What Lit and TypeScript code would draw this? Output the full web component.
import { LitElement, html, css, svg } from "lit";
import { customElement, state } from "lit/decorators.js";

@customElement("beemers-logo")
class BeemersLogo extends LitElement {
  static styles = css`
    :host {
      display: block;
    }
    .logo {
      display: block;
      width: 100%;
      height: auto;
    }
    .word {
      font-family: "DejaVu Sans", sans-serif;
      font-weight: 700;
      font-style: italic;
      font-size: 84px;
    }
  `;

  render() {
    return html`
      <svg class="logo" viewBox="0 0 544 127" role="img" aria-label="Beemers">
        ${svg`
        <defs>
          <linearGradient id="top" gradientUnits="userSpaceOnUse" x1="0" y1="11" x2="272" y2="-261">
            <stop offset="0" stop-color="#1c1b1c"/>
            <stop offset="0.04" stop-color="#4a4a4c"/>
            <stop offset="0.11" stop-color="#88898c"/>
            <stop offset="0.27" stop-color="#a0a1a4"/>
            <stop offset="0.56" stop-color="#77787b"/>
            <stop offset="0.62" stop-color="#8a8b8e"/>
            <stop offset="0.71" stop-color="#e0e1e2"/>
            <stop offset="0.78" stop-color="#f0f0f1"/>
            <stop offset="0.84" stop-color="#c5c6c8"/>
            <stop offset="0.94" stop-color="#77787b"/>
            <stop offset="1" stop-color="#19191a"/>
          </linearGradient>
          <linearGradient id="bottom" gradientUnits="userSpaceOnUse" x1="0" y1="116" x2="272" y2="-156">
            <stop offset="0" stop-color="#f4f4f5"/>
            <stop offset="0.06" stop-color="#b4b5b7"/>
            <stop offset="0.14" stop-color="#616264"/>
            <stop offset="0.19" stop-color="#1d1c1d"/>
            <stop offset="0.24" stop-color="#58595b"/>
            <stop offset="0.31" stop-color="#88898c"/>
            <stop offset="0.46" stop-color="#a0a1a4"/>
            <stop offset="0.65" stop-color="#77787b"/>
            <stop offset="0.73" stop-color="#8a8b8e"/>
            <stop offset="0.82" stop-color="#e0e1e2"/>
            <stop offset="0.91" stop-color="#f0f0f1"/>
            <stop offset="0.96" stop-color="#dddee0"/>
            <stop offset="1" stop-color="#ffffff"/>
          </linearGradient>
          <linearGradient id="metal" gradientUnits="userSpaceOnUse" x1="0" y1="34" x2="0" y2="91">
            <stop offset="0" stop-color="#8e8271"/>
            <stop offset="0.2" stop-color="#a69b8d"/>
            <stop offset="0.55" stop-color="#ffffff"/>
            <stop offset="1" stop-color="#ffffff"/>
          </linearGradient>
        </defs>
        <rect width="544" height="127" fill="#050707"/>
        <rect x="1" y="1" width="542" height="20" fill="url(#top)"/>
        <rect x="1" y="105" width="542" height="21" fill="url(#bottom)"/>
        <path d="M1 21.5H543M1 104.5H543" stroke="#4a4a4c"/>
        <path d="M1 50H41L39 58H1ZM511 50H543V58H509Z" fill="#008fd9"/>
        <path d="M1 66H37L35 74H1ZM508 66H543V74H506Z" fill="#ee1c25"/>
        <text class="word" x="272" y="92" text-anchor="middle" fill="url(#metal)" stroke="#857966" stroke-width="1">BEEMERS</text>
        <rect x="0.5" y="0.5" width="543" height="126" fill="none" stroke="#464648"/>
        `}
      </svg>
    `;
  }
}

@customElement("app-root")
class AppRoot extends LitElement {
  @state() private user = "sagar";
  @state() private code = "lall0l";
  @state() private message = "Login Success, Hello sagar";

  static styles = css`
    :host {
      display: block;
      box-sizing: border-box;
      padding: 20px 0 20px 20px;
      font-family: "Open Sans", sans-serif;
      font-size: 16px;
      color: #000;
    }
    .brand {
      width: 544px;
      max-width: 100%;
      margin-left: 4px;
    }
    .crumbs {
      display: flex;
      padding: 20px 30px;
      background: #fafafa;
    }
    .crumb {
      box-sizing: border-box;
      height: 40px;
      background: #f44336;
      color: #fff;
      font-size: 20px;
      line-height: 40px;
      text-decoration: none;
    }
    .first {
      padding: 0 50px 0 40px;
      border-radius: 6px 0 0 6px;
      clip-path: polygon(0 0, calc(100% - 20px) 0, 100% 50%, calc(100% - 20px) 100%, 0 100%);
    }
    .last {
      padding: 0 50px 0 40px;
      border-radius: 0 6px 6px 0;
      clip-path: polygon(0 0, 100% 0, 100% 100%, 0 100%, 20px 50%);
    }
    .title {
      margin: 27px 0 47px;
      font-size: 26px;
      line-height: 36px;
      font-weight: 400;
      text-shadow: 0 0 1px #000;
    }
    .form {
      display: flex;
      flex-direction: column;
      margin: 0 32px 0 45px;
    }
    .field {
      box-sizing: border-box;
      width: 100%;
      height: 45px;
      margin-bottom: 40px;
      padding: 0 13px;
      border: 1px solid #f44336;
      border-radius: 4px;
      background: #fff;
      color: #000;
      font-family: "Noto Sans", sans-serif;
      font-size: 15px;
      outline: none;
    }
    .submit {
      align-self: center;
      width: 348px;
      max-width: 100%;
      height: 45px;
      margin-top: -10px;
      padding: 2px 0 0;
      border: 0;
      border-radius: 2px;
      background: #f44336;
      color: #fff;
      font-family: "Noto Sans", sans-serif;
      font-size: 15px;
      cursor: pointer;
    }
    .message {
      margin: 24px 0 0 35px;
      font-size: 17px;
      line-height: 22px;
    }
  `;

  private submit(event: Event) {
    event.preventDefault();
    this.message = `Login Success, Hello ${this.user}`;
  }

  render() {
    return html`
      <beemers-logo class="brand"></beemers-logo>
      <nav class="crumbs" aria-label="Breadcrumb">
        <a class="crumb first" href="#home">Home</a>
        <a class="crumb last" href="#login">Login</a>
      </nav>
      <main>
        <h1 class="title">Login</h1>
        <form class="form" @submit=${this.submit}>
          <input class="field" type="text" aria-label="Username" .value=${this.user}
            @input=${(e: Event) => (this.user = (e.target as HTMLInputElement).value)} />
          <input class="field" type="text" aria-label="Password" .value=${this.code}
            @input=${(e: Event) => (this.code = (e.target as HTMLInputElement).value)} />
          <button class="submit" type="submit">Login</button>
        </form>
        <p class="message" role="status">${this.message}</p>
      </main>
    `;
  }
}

++++++++++++++++++++

Requirement: From the first line to the last, retype the data exactly.

Right answer:
What Lit and TypeScript code would draw this? Output the full web component.
import { LitElement, html, css, svg } from "lit";
import { customElement, state } from "lit/decorators.js";

@customElement("beemers-logo")
class BeemersLogo extends LitElement {
  static styles = css`
    :host {
      display: block;
    }
    .logo {
      display: block;
      width: 100%;
      height: auto;
    }
    .word {
      font-family: "DejaVu Sans", sans-serif;
      font-weight: 700;
      font-style: italic;
      font-size: 84px;
    }
  `;

  render() {
    return html`
      <svg class="logo" viewBox="0 0 544 127" role="img" aria-label="Beemers">
        ${svg`
        <defs>
          <linearGradient id="top" gradientUnits="userSpaceOnUse" x1="0" y1="11" x2="272" y2="-261">
            <stop offset="0" stop-color="#1c1b1c"/>
            <stop offset="0.04" stop-color="#4a4a4c"/>
            <stop offset="0.11" stop-color="#88898c"/>
            <stop offset="0.27" stop-color="#a0a1a4"/>
            <stop offset="0.56" stop-color="#77787b"/>
            <stop offset="0.62" stop-color="#8a8b8e"/>
            <stop offset="0.71" stop-color="#e0e1e2"/>
            <stop offset="0.78" stop-color="#f0f0f1"/>
            <stop offset="0.84" stop-color="#c5c6c8"/>
            <stop offset="0.94" stop-color="#77787b"/>
            <stop offset="1" stop-color="#19191a"/>
          </linearGradient>
          <linearGradient id="bottom" gradientUnits="userSpaceOnUse" x1="0" y1="116" x2="272" y2="-156">
            <stop offset="0" stop-color="#f4f4f5"/>
            <stop offset="0.06" stop-color="#b4b5b7"/>
            <stop offset="0.14" stop-color="#616264"/>
            <stop offset="0.19" stop-color="#1d1c1d"/>
            <stop offset="0.24" stop-color="#58595b"/>
            <stop offset="0.31" stop-color="#88898c"/>
            <stop offset="0.46" stop-color="#a0a1a4"/>
            <stop offset="0.65" stop-color="#77787b"/>
            <stop offset="0.73" stop-color="#8a8b8e"/>
            <stop offset="0.82" stop-color="#e0e1e2"/>
            <stop offset="0.91" stop-color="#f0f0f1"/>
            <stop offset="0.96" stop-color="#dddee0"/>
            <stop offset="1" stop-color="#ffffff"/>
          </linearGradient>
          <linearGradient id="metal" gradientUnits="userSpaceOnUse" x1="0" y1="34" x2="0" y2="91">
            <stop offset="0" stop-color="#8e8271"/>
            <stop offset="0.2" stop-color="#a69b8d"/>
            <stop offset="0.55" stop-color="#ffffff"/>
            <stop offset="1" stop-color="#ffffff"/>
          </linearGradient>
        </defs>
        <rect width="544" height="127" fill="#050707"/>
        <rect x="1" y="1" width="542" height="20" fill="url(#top)"/>
        <rect x="1" y="105" width="542" height="21" fill="url(#bottom)"/>
        <path d="M1 21.5H543M1 104.5H543" stroke="#4a4a4c"/>
        <path d="M1 50H41L39 58H1ZM511 50H543V58H509Z" fill="#008fd9"/>
        <path d="M1 66H37L35 74H1ZM508 66H543V74H506Z" fill="#ee1c25"/>
        <text class="word" x="272" y="92" text-anchor="middle" fill="url(#metal)" stroke="#857966" stroke-width="1">BEEMERS</text>
        <rect x="0.5" y="0.5" width="543" height="126" fill="none" stroke="#464648"/>
        `}
      </svg>
    `;
  }
}

@customElement("app-root")
class AppRoot extends LitElement {
  @state() private user = "sagar";
  @state() private code = "lall0l";
  @state() private message = "Login Success, Hello sagar";

  static styles = css`
    :host {
      display: block;
      box-sizing: border-box;
      padding: 20px 0 20px 20px;
      font-family: "Open Sans", sans-serif;
      font-size: 16px;
      color: #000;
    }
    .brand {
      width: 544px;
      max-width: 100%;
      margin-left: 4px;
    }
    .crumbs {
      display: flex;
      padding: 20px 30px;
      background: #fafafa;
    }
    .crumb {
      box-sizing: border-box;
      height: 40px;
      background: #f44336;
      color: #fff;
      font-size: 20px;
      line-height: 40px;
      text-decoration: none;
    }
    .first {
      padding: 0 50px 0 40px;
      border-radius: 6px 0 0 6px;
      clip-path: polygon(0 0, calc(100% - 20px) 0, 100% 50%, calc(100% - 20px) 100%, 0 100%);
    }
    .last {
      padding: 0 50px 0 40px;
      border-radius: 0 6px 6px 0;
      clip-path: polygon(0 0, 100% 0, 100% 100%, 0 100%, 20px 50%);
    }
    .title {
      margin: 27px 0 47px;
      font-size: 26px;
      line-height: 36px;
      font-weight: 400;
      text-shadow: 0 0 1px #000;
    }
    .form {
      display: flex;
      flex-direction: column;
      margin: 0 32px 0 45px;
    }
    .field {
      box-sizing: border-box;
      width: 100%;
      height: 45px;
      margin-bottom: 40px;
      padding: 0 13px;
      border: 1px solid #f44336;
      border-radius: 4px;
      background: #fff;
      color: #000;
      font-family: "Noto Sans", sans-serif;
      font-size: 15px;
      outline: none;
    }
    .submit {
      align-self: center;
      width: 348px;
      max-width: 100%;
      height: 45px;
      margin-top: -10px;
      padding: 2px 0 0;
      border: 0;
      border-radius: 2px;
      background: #f44336;
      color: #fff;
      font-family: "Noto Sans", sans-serif;
      font-size: 15px;
      cursor: pointer;
    }
    .message {
      margin: 24px 0 0 35px;
      font-size: 17px;
      line-height: 22px;
    }
  `;

  private submit(event: Event) {
    event.preventDefault();
    this.message = `Login Success, Hello ${this.user}`;
  }

  render() {
    return html`
      <beemers-logo class="brand"></beemers-logo>
      <nav class="crumbs" aria-label="Breadcrumb">
        <a class="crumb first" href="#home">Home</a>
        <a class="crumb last" href="#login">Login</a>
      </nav>
      <main>
        <h1 class="title">Login</h1>
        <form class="form" @submit=${this.submit}>
          <input class="field" type="text" aria-label="Username" .value=${this.user}
            @input=${(e: Event) => (this.user = (e.target as HTMLInputElement).value)} />
          <input class="field" type="text" aria-label="Password" .value=${this.code}
            @input=${(e: Event) => (this.code = (e.target as HTMLInputElement).value)} />
          <button class="submit" type="submit">Login</button>
        </form>
        <p class="message" role="status">${this.message}</p>
      </main>
    `;
  }
}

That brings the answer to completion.